Der Wirecard-Skandal hat die Schwächen deutscher Aufsichtsräte offenbart. Investoren fordern nun kürzere Amtszeiten, der Gesetzgeber mehr Expertise.

Von Meike Schreiber, Frankfurt

Spätestens seit dem Wirecard-Skandal ist bekannt, dass Deutschland international kein Musterknabe ist in Sachen Corporate Governance, also sauberer Unternehmensführung. Aufsichtsräte kleben zu lange an ihren gut dotierten Posten und sind oftmals zu nachsichtig mit umstrittenen Managern - das sind nur einige der Kritikpunkte, die mitnichten nur auf den insolventen Skandalkonzern aus Aschheim nahe München zutreffen, sondern zweifelsohne auch auf Volkswagen, Bayer oder die Deutsche Bank.

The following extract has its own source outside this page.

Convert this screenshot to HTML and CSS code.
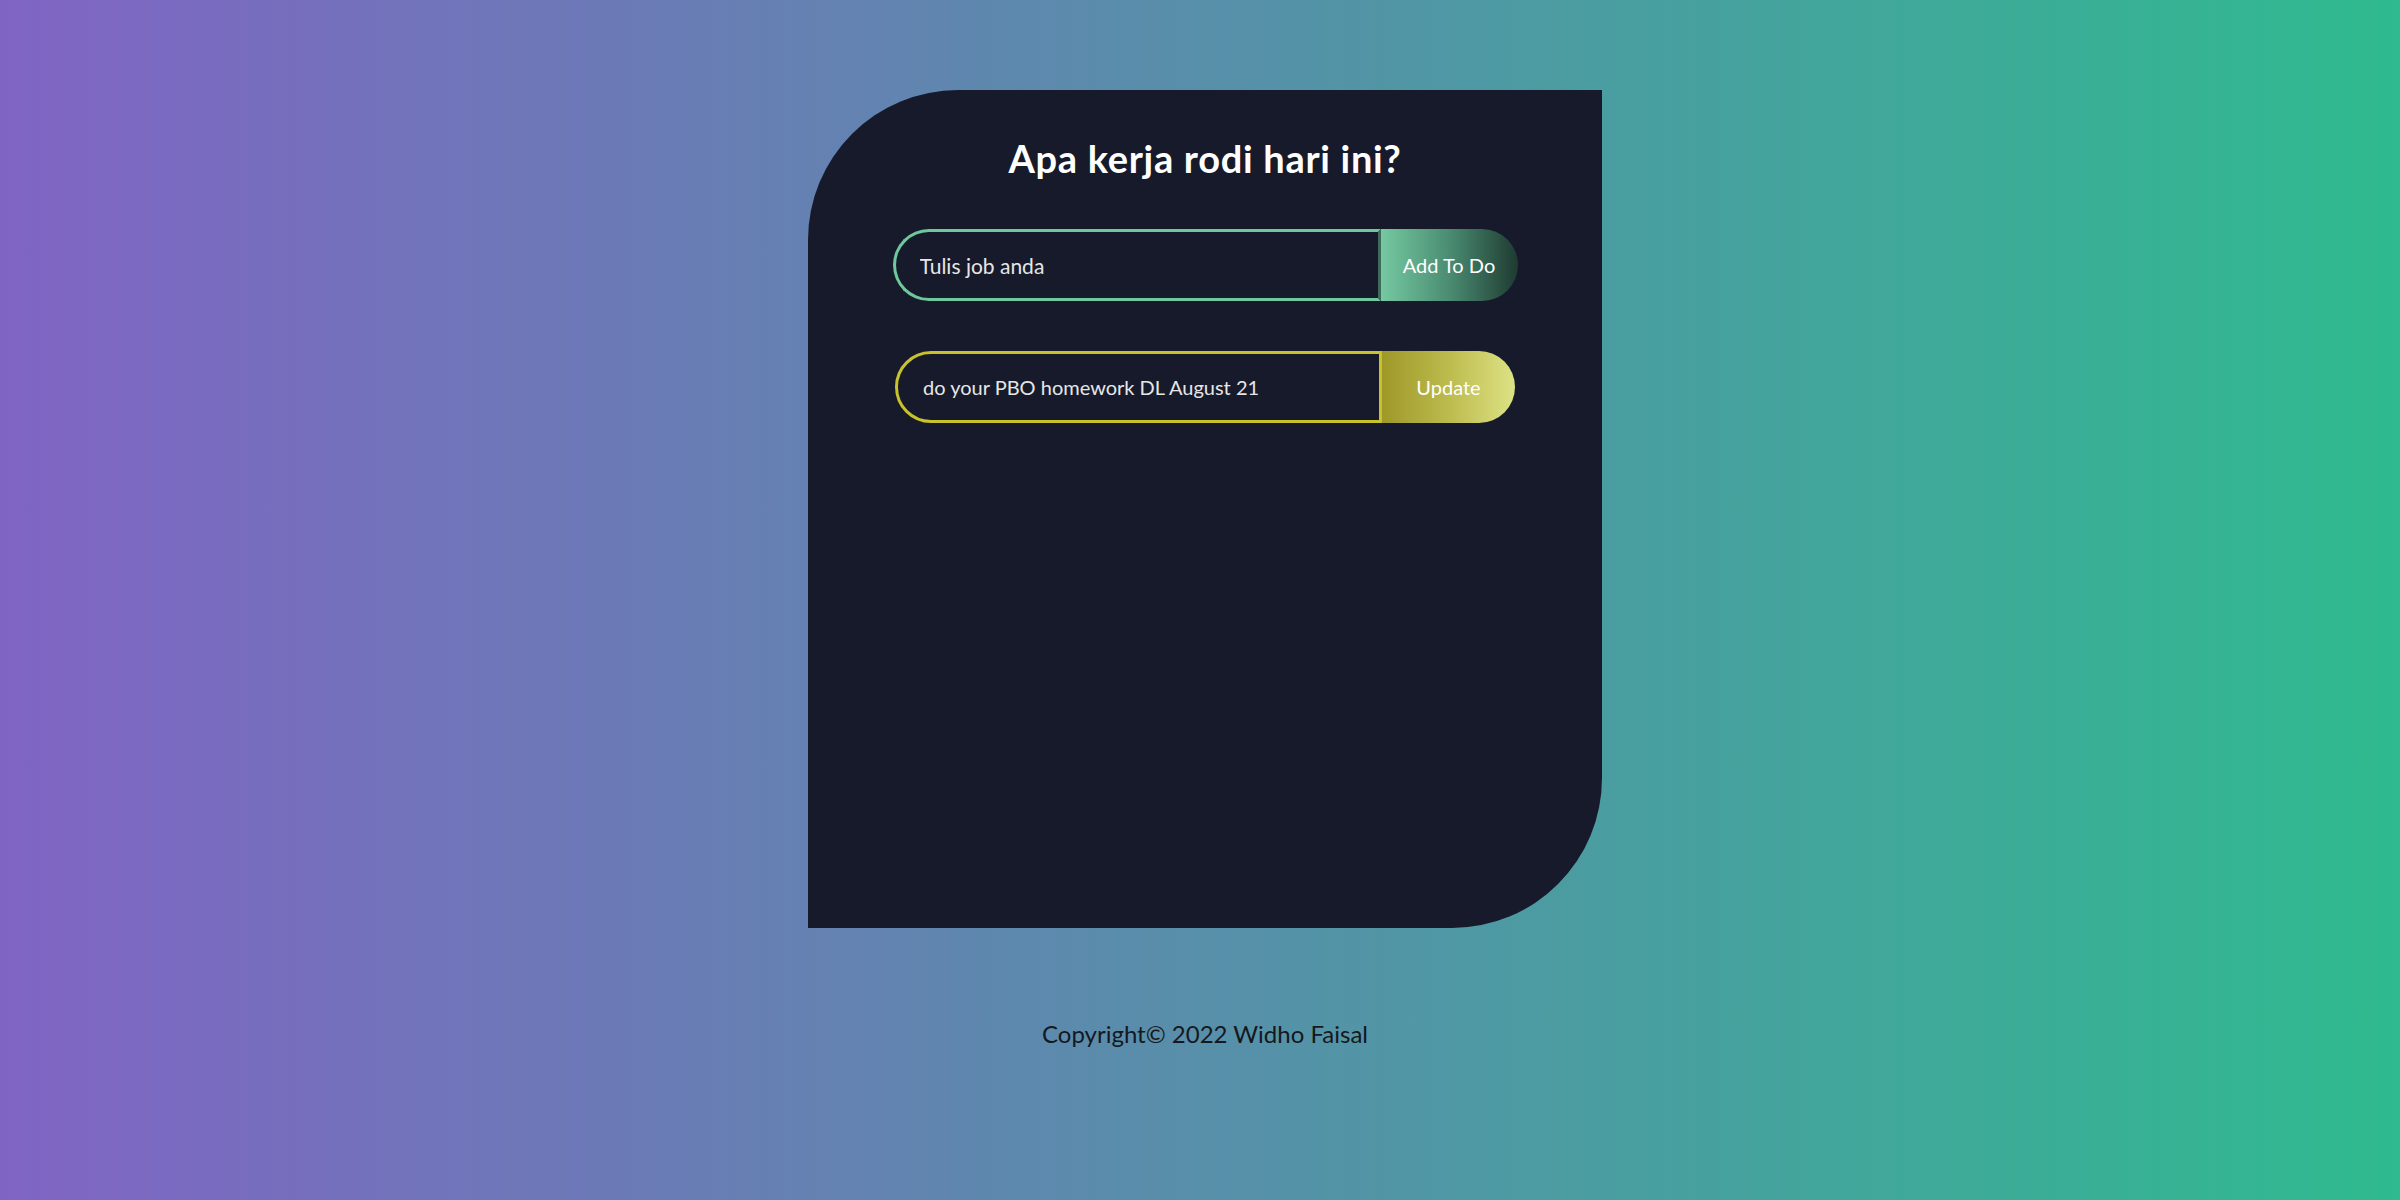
FILE: index.html
```html
<!DOCTYPE html>
<html lang="id">
<head>
<meta charset="utf-8">
<title>To Do</title>
<link rel="stylesheet" href="styles.css">
</head>
<body>
<div class="page">
  <main class="card">
    <h1 class="title">Apa kerja rodi hari ini?</h1>
    <form class="row row-add">
      <input class="field field-add" type="text" placeholder="Tulis job anda">
      <button class="btn btn-add" type="button">Add To Do</button>
    </form>
    <form class="row row-update">
      <input class="field field-update" type="text" value="do your PBO homework DL August 21">
      <button class="btn btn-update" type="button">Update</button>
    </form>
  </main>
  <footer class="footer">Copyright© 2022 Widho Faisal</footer>
</div>
</body>
</html>
```
FILE: styles.css
```css
html, body {
  margin: 0;
  height: 100%;
}
body {
  background: linear-gradient(90deg, #8064c4 0%, #2fba8f 100%);
  font-family: "Lato", "DejaVu Sans", sans-serif;
}
.page {
  display: flex;
  flex-direction: column;
  align-items: center;
  padding-top: 90px;
  padding-left: 10px;
}
.card {
  width: 794px;
  height: 838px;
  box-sizing: border-box;
  background: #171a2b;
  border-radius: 150px 0 150px 0;
  display: flex;
  flex-direction: column;
  align-items: center;
  padding-top: 45px;
}
.title {
  margin: 0;
  color: #ffffff;
  font-size: 38px;
  letter-spacing: 0.7px;
  font-weight: 700;
  line-height: 46px;
}
.row {
  display: flex;
  height: 72px;
  margin: 0;
}
.row-add {
  margin-top: 48px;
  width: 625px;
}
.row-update {
  margin-top: 50px;
  width: 620px;
}
.field {
  flex: 1;
  box-sizing: border-box;
  height: 72px;
  background: #171a2b;
  color: #e6e6e6;
  font-family: inherit;
  font-size: 20px;
  border-radius: 36px 0 0 36px;
  outline: none;
  padding: 0 0 0 24px;
}
.field::placeholder {
  color: #e6e6e6;
  opacity: 1;
}
.field-add {
  border: 3px solid #6fc79d;
  border-right-color: #3f6b5a;
  font-size: 21px;
}
.field-update {
  border: 3px solid #c9c22b;
  padding-left: 25px;
}
.btn {
  height: 72px;
  border: none;
  border-radius: 0 36px 36px 0;
  color: #ffffff;
  font-family: inherit;
  font-size: 20px;
  padding: 0;
  cursor: pointer;
}
.btn-add {
  width: 137px;
  background: linear-gradient(90deg, #75c9a1 0%, #4a8c72 50%, #1f3b31 100%);
}
.btn-update {
  width: 133px;
  background: linear-gradient(90deg, #9e9828 0%, #bcbb4e 50%, #dde284 100%);
}
.footer {
  margin-top: 91px;
  color: #151820;
  font-size: 24px;
  line-height: 30px;
}
```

Obwohl fast 20 Jahre vergangen sind, seit sich die sogenannte Deutschland AG, also die enge Verbindung einiger weniger Kontrolleure mit den Unternehmen, aufgelöst hat, dominieren in den Aufsichtsräten vieler Konzerne immer noch einige wenige prominente Figuren.

Eine aktuelle Studie der deutschen Schutzgemeinschaft für Wertpapierbesitz DSW zeigt nun, dass in den 30 Firmen im Leitindex Dax jeder fünfte Aufsichtsrat oder Aufsichtsrätin (insgesamt 95, davon 53 Anteilseigner- und 42 Arbeitnehmervertreter) seit drei oder sogar noch mehr Amtsperioden im Gremium sitzt, womit sie "zum größten Teil das Unabhängigkeitskriterium nicht mehr erfüllen", wie die DSW schreibt. Besonderes Augenmerk solle man dabei dem Vorsitzenden im Aufsichtsrat schenken: Diese Position müsse zudem nicht zwangsläufig die "zweite Karriere" nach dem Ausstieg aus dem Berufsleben sein, auch hier sollten eine angemessene Altersgrenze und eine begrenzte Amtsperiode für die notwendige "Frischzellenkur" sorgen - so die Aktionärsschützer, welche seit 18 Jahren die Zusammensetzung der Gremien untersuchen.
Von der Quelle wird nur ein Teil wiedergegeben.